Students and teachers who are expected to adopt English   only (or monolingual) pedagogies practice bilingual discourse strategies that enable them to develop more relevant classroom interactions, curricular objectives, and learning styles… Literacy practices of codes meshing are also not unusual—students mix codes to negotiate the meaning of English texts and to compose stories or journals in expressive, creative, or reflective writing… Much of this research literature demonstrates that rather than hampering the acquisition of English, the negotiation of codes can indeed facilitate it.

Potential Conclusions

Although it seems difficult to reflect upon the workshop before it has actually occurred, there are some themes and possible outcomes to hope for as we plan for and schedule workshops with tutors and faculty. The first theme is the importance of making use of professional networks to create a platform for the workshops. Faculty and tutor buy-in to these workshops is necessary for any semblance of pedagogical efficacy and cultural change within the institution. Also importantly, the professional connections we established in the course of creating the initial workshops enabled us to pursue further opportunities to conduct similar sets of workshops with faculty from other disciplines in the future, as well as to begin to partner more closely with the WAC/WID coordinators at the college, to incorporate bi-/multilingual/ELL education and awareness into WAC/WID workshop materials and resources in a permanent way.

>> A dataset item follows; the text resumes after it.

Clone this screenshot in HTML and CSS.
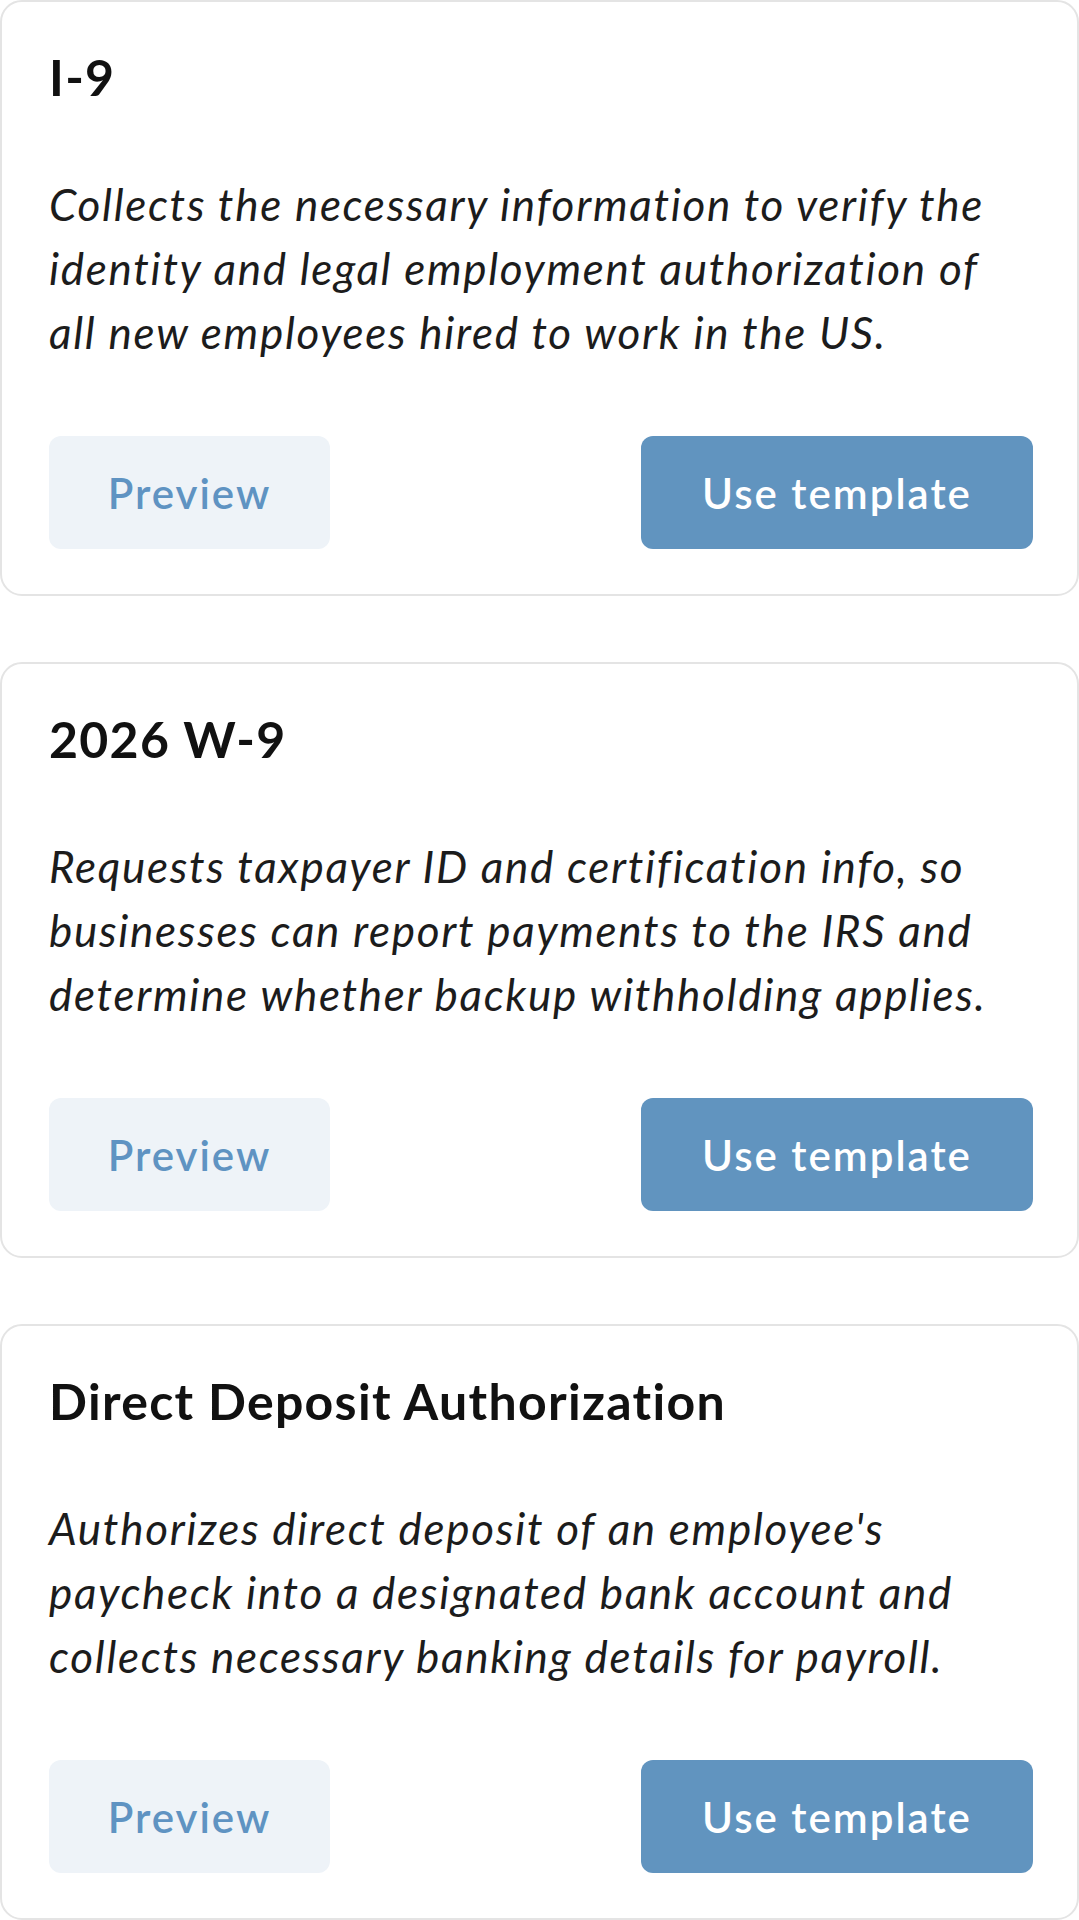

A related theme is that we expect our experiences in the workshops to speak to the difficulties and rewards of interdisciplinary conversation. As we design the workshops, present them, and perhaps subsequently adapt them for different disciplines, a goal will be to mindfully respect faculty members’ disciplinary expertise and their experiences with multilingual writers, even when, or perhaps especially when, they contradict our own approaches and beliefs. This collaborative and open attitude which we hope to actively cultivate in our conversations with faculty will not only help us to counter resistance and gain faculty investment (Walvoord), but also allow us to learn from faculty ourselves and incorporate these new insights into future versions of the workshops. The interdisciplinary nature of the workshops will also require anticipation of what faculty already know and believe about multilingual writing, and specifically to be mindful of their potential resistance to the strategies and information presented in the workshop. It will involve distilling our disciplinary knowledge in ways that avoids jargon and are not predicated on ideas that are unfamiliar or anathema to those outside of the rhetoric/composition discipline, but that still remain true to the field and professional knowledge of multilingual writers and writing pedagogy. For example, in the workshop we might present terms such as “disciplinary culture” rather than “discourse community” and “text type” rather than “genre,” as these might be more accessible to our participants. In addition, we will likely decide to include in our presentations practices which we have found effective but which we anticipated might be considered radical or even problematic by our participants, such as teaching strategies for student writers to include their L1s in the research and composing processes, and “reading through” grammar mistakes if they do not impede understanding and are not central to the purpose of the assignment.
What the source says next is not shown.